The magazine's Washington correspondent, Dee Ann Divis, received the Robert D.G. Lewis Watchdog Award from the Society of Professional Journalists Washington D.C. Pro Chapter (SPJDC) in 2012 for the extensive coverage of the LightSquared communications network, and the controversy over its interference with GPS signals during 2011 and 2012. Divis also won the SPJDC's Dateline Award for Washington Correspondent in both 2012 and 2013. In 2009, Richard Fischer, a former Advanstar Communications vice-president and general manager joined Inside GNSS as Director of Business Development.
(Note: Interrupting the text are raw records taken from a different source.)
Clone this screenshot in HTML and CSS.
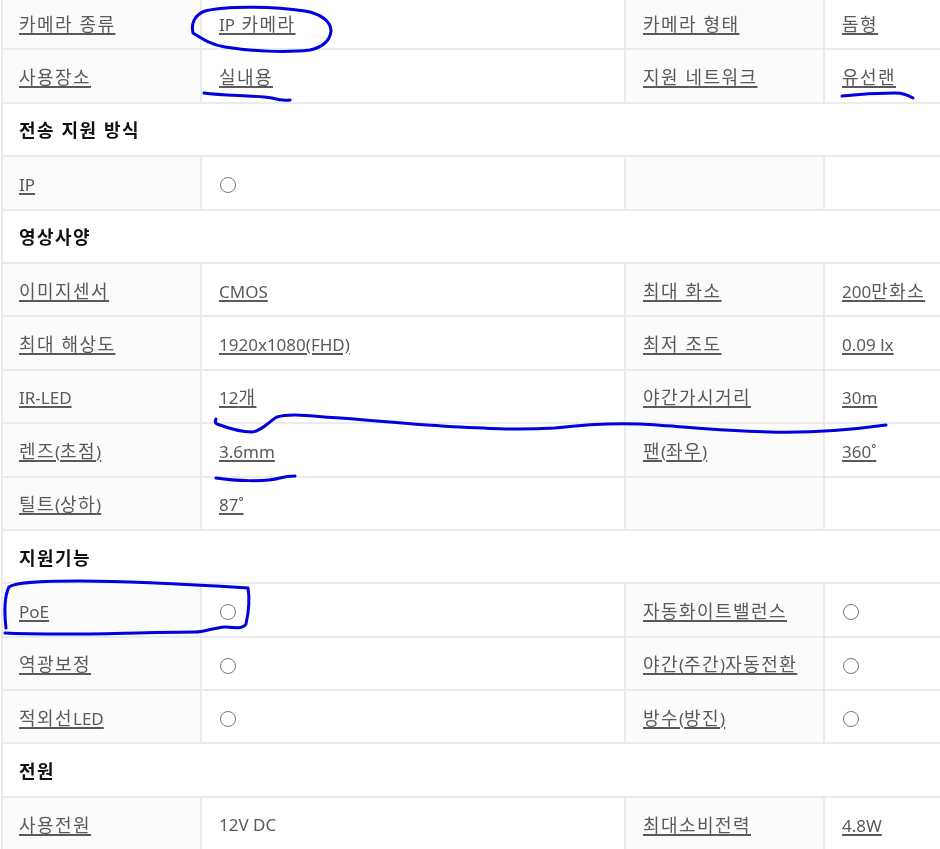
FILE: index.html
```html
<!DOCTYPE html>
<html lang="ko">
<head>
<meta charset="utf-8">
<title>카메라 사양</title>
<link rel="stylesheet" href="styles.css">
</head>
<body>
<div class="page">
<table class="spec">
<colgroup><col class="c1"><col class="c2"><col class="c3"><col class="c4"></colgroup>
<tbody>
<tr><th><a>카메라 종류</a></th><td><a><span class="lat">IP</span> 카메라</a></td><th><a>카메라 형태</a></th><td><a>돔형</a></td></tr>
<tr><th><a>사용장소</a></th><td><a>실내용</a></td><th><a>지원 네트워크</a></th><td><a>유선랜</a></td></tr>
<tr><td class="section" colspan="4">전송 지원 방식</td></tr>
<tr><th><a class="lat">IP</a></th><td><span class="dot"></span></td><th></th><td></td></tr>
<tr><td class="section" colspan="4">영상사양</td></tr>
<tr><th><a>이미지센서</a></th><td><a class="lat">CMOS</a></td><th><a>최대 화소</a></th><td><a><span class="lat">200</span>만화소</a></td></tr>
<tr><th><a>최대 해상도</a></th><td><a class="lat">1920x1080(FHD)</a></td><th><a>최저 조도</a></th><td><a class="lat">0.09 lx</a></td></tr>
<tr><th><a class="lat">IR-LED</a></th><td><a><span class="lat">12</span>개</a></td><th><a>야간가시거리</a></th><td><a class="lat">30m</a></td></tr>
<tr><th><a>렌즈<span class="lat">(</span>초점<span class="lat">)</span></a></th><td><a class="lat">3.6mm</a></td><th><a>팬<span class="lat">(</span>좌우<span class="lat">)</span></a></th><td><a class="lat">360˚</a></td></tr>
<tr><th><a>틸트<span class="lat">(</span>상하<span class="lat">)</span></a></th><td><a class="lat">87˚</a></td><th></th><td></td></tr>
<tr><td class="section" colspan="4">지원기능</td></tr>
<tr><th><a class="lat">PoE</a></th><td><span class="dot"></span></td><th><a>자동화이트밸런스</a></th><td><span class="dot"></span></td></tr>
<tr><th><a>역광보정</a></th><td><span class="dot"></span></td><th><a>야간<span class="lat">(</span>주간<span class="lat">)</span>자동전환</a></th><td><span class="dot"></span></td></tr>
<tr><th><a>적외선<span class="lat">LED</span></a></th><td><span class="dot"></span></td><th><a>방수<span class="lat">(</span>방진<span class="lat">)</span></a></th><td><span class="dot"></span></td></tr>
<tr><td class="section" colspan="4">전원</td></tr>
<tr><th><a>사용전원</a></th><td class="lat plain">12V DC</td><th><a>최대소비전력</a></th><td><a class="lat">4.8W</a></td></tr>
</tbody>
</table>
<svg class="ink" width="940" height="849" viewBox="0 0 940 849" fill="none" stroke="#0000e0" stroke-width="3" stroke-linecap="round" stroke-linejoin="round">
<path d="M193 33C191 24 194 15 205 11C225 6 270 6 305 11C322 14 331 22 331 31C330 41 323 47 310 50C285 53 250 51 225 47C212 45 204 40 193 33"/>
<path d="M204 93C225 96 250 95 272 98C279 100 284 101 290 100"/>
<path d="M842 96C860 94 880 93 895 93C903 93 908 95 913 98"/>
<path d="M216 419C215 421 215 423 217 424C225 427 240 432 252 432C262 431 268 422 277 417C290 413 310 416 340 418C380 421 420 425 460 427C500 429 520 430 555 428C580 425 610 423 640 424C680 426 720 431 770 432C810 433 850 430 886 425"/>
<path d="M216 478C235 481 265 482 280 478C287 476 291 476 295 476"/>
<path d="M6 628C4 610 5 595 9 587C15 582 40 581 80 581C130 581 200 585 248 588C250 600 248 615 246 624C243 629 235 628 225 627C212 628 205 632 195 632C160 632 110 634 70 634C40 634 20 634 5 633"/>
</svg>
</div>
</body>
</html>
```

FILE: styles.css
```css
html, body {
  margin: 0;
  padding: 0;
  background: #fff;
}
.page {
  position: relative;
  width: 940px;
  height: 849px;
  overflow: hidden;
}
.spec {
  border-collapse: collapse;
  table-layout: fixed;
  width: 943px;
  margin: -5px 0 0 1px;
  font-family: "Noto Sans CJK KR", sans-serif;
  font-size: 18px;
  letter-spacing: 1.44px;
  color: #5a5a5a;
  filter: blur(0.4px);
}
.c1 { width: 199px; }
.c2 { width: 424px; }
.c3 { width: 199px; }
.spec tr { height: 53.4px; }
.spec th, .spec td {
  border: 2px solid #ebebeb;
  padding: 0 0 0 17px;
  text-align: left;
  font-weight: 400;
  background: #fff;
}
.spec th { background: #fbfbfb; }
.spec tr > :first-child { padding-left: 16px; }
.spec a {
  text-decoration: underline;
  text-decoration-thickness: 1.5px;
  text-underline-offset: 2px;
}
.spec .lat {
  font-family: "Noto Sans", sans-serif;
  font-size: 17px;
  letter-spacing: 0;
}
.spec .plain { padding-top: 2px; }
.spec td.section {
  font-weight: 700;
  color: #111;
  background: #fff;
}
.dot {
  display: block;
  box-sizing: border-box;
  width: 16px;
  height: 16px;
  border: 1.6px solid #777;
  border-radius: 50%;
  margin: 5px 0 0 1px;
}
.ink {
  position: absolute;
  left: 0;
  top: 0;
}
```
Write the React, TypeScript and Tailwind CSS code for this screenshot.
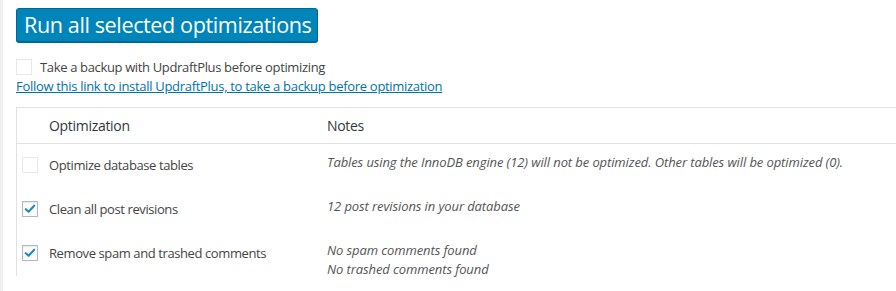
import React from 'react';

type Row = {
    label: string;
    checked: boolean;
    disabled?: boolean;
    notes: string[];
};

const rows: Row[] = [
    {
        label: 'Optimize database tables',
        checked: false,
        disabled: true,
        notes: ['Tables using the InnoDB engine (12) will not be optimized. Other tables will be optimized (0).'],
    },
    {
        label: 'Clean all post revisions',
        checked: true,
        notes: ['12 post revisions in your database'],
    },
    {
        label: 'Remove spam and trashed comments',
        checked: true,
        notes: ['No spam comments found', 'No trashed comments found'],
    },
];

function Checkbox({ checked, disabled }: { checked: boolean; disabled?: boolean }) {
    return (
        <span
            className={
                disabled
                    ? 'flex h-4 w-4 flex-shrink-0 items-center justify-center border border-[#e8e8e8] bg-white'
                    : 'flex h-4 w-4 flex-shrink-0 items-center justify-center border border-[#b4b9be] bg-white shadow-[inset_0_1px_2px_rgba(0,0,0,0.1)]'
            }
        >
            {checked && (
                <svg viewBox="0 0 16 16" className="h-[14px] w-[14px]" fill="none">
                    <path d="M3.2 8.2 6.4 11.2 12.8 4.2" stroke="#1e8cbe" strokeWidth={2.4} strokeLinecap="round" strokeLinejoin="round" />
                </svg>
            )}
        </span>
    );
}

export default function App() {
    return (
        <div className="flex h-[291px] w-[896px] overflow-hidden bg-white font-['Open_Sans',sans-serif] text-[#444]">
            <div className="w-[3px] flex-shrink-0 bg-[#f1f1f1]" />
            <div className="flex flex-col pl-[13px] pt-[8px]">
                <button className="h-[34px] w-[302px] whitespace-nowrap rounded-[3px] border border-[#006799] bg-[#0085ba] pl-[7px] text-left text-[21.6px] leading-none tracking-[-0.4px] text-white shadow-[0_1px_0_#006799]">
                    Run all selected optimizations
                </button>

                <label className="mt-[16px] flex items-center gap-[8px] text-[13px] leading-[18px]">
                    <Checkbox checked={false} disabled />
                    <span className="tracking-[-0.35px]">Take a backup with UpdraftPlus before optimizing</span>
                </label>
                <a href="#" className="mt-[1px] text-[13px] leading-[18px] tracking-[-0.3px] text-[#0073aa] underline">
                    Follow this link to install UpdraftPlus, to take a backup before optimization
                </a>

                <div className="mt-[12px] w-[1000px] border-l border-t border-[#e1e1e1]">
                    <div className="flex h-[36px] items-center border-b border-[#e1e1e1] text-[14px] tracking-[-0.3px] text-[#32373c]">
                        <div className="w-[310px] pl-[32px]">Optimization</div>
                        <div>Notes</div>
                    </div>
                    {rows.map((row) => (
                        <div key={row.label} className="flex h-[44px] pt-[12px] text-[13px]">
                            <div className="flex w-[310px] items-start gap-[11px] pl-[5px]">
                                <span className="pt-[1px]">
                                    <Checkbox checked={row.checked} disabled={row.disabled} />
                                </span>
                                <span className="tracking-[-0.4px]">{row.label}</span>
                            </div>
                            <div className="-mt-[3px] flex flex-col text-[13px] italic leading-[19px] tracking-[-0.1px] text-[#555]">
                                {row.notes.map((n) => (
                                    <span key={n}>{n}</span>
                                ))}
                            </div>
                        </div>
                    ))}
                </div>
            </div>
        </div>
    );
}
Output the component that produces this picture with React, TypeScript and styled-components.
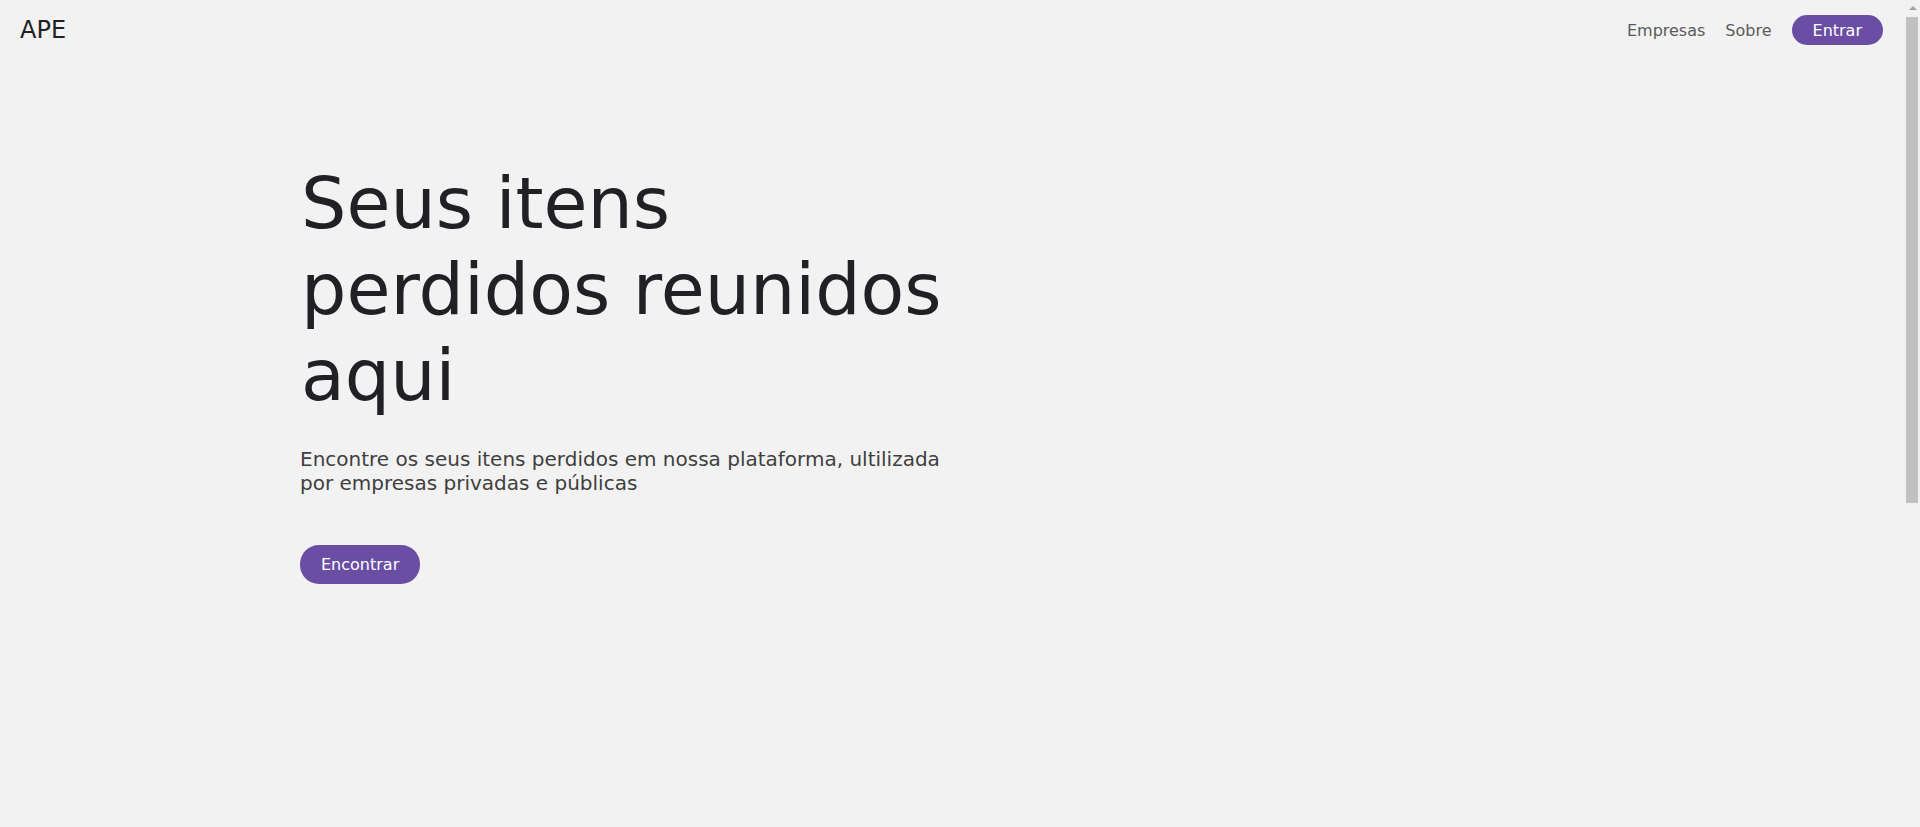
import React from "react";
import styled, { createGlobalStyle } from "styled-components";

const GlobalStyle = createGlobalStyle`
  html, body {
    margin: 0;
    padding: 0;
    background: #f2f2f2;
  }
  body {
    font-family: "DejaVu Sans", "Liberation Sans", Arial, sans-serif;
    color: #212125;
  }
  * { box-sizing: border-box; }
`;

const Page = styled.div`
  min-height: 1356px;
  padding-right: 15px;
  background: #f2f2f2;
  display: flex;
  flex-direction: column;
`;

const NavBar = styled.header`
  height: 60px;
  padding: 0 22px 0 20px;
  display: flex;
  align-items: center;
  justify-content: space-between;
`;

const Brand = styled.a`
  font-size: 24px;
  color: #212125;
  text-decoration: none;
  margin-top: -1px;
`;

const NavLinks = styled.nav`
  display: flex;
  align-items: center;
  gap: 20px;
`;

const NavLink = styled.a`
  font-size: 16px;
  color: #5b5b5b;
  text-decoration: none;
`;

const PillButton = styled.button<{ $size?: "sm" | "md" }>`
  border: none;
  background: #6a4ea4;
  color: #ffffff;
  font-family: inherit;
  font-size: 16px;
  font-weight: 400;
  border-radius: ${(p) => (p.$size === "sm" ? "15px" : "19px")};
  height: ${(p) => (p.$size === "sm" ? "30px" : "39px")};
  padding: 0 21px;
  display: inline-flex;
  align-items: center;
  justify-content: center;
  cursor: pointer;
`;

const Hero = styled.main`
  padding: 101px 0 0 300px;
  display: flex;
  flex-direction: column;
  align-items: flex-start;
`;

const Headline = styled.h1`
  margin: 0 0 0 1px;
  font-size: 71.5px;
  font-weight: 400;
  line-height: 86px;
  color: #212125;
`;

const Lead = styled.p`
  margin: 28px 0 0;
  font-size: 20px;
  line-height: 24px;
  color: #3f3f3f;
`;

const ButtonRow = styled.div`
  margin-top: 50px;
`;

/* Browser scrollbar drawn over the right edge of the viewport */
const ScrollTrack = styled.div`
  position: fixed;
  top: 0;
  right: 0;
  width: 15px;
  height: 100vh;
  background: #f1f1f1;
  display: flex;
  flex-direction: column;
  align-items: stretch;
`;

const ScrollArrow = styled.div`
  height: 17px;
  display: flex;
  align-items: center;
  justify-content: center;
  padding-bottom: 2px;
`;

const ScrollThumb = styled.div`
  height: 486px;
  margin: 0 2px 0 1px;
  background: #c1c1c1;
`;

export default function App() {
  return (
    <>
      <GlobalStyle />
      <Page>
        <NavBar>
          <Brand href="#">APE</Brand>
          <NavLinks>
            <NavLink href="#">Empresas</NavLink>
            <NavLink href="#">Sobre</NavLink>
            <PillButton $size="sm">Entrar</PillButton>
          </NavLinks>
        </NavBar>
        <Hero>
          <Headline>
            Seus itens
            <br />
            perdidos reunidos
            <br />
            aqui
          </Headline>
          <Lead>
            Encontre os seus itens perdidos em nossa plataforma, ultilizada
            <br />
            por empresas privadas e públicas
          </Lead>
          <ButtonRow>
            <PillButton $size="md">Encontrar</PillButton>
          </ButtonRow>
        </Hero>
      </Page>
      <ScrollTrack aria-hidden="true">
        <ScrollArrow>
          <svg width="8" height="4" viewBox="0 0 8 4">
            <polygon points="0,4 4,0 8,4" fill="#a3a3a3" />
          </svg>
        </ScrollArrow>
        <ScrollThumb />
      </ScrollTrack>
    </>
  );
}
Gwen Rhoads has served as the magazine's art director since 2006, and Peggie Kegel has been the magazine's circulation director since its founding.

In addition to Gibbons and Divis, the contributing editors are:
- Günter Hein, head of Galileo and EGNOS Operations and Evolution for the European Space Agency, and a member of the European Commission's signal task force.
- Mark Petovello, a professor of geomatics engineering at the University of Calgary (Alberta, Canada), and a member of the Position Location and Navigation research group.
- European correspondent Peter Gutierrez, a senior reporter and editor based in Brussels, Belgium, who covers Europe's GNSS programmes.

The magazine has an international Editorial Advisory Council that includes several pioneer developers of GPS technology, including co-inventor of the Global Positioning System Bradford Parkinson, A.J. van Dierendonck, Tom Stansell, Phil Ward, and GPS policy developer Jules McNeff.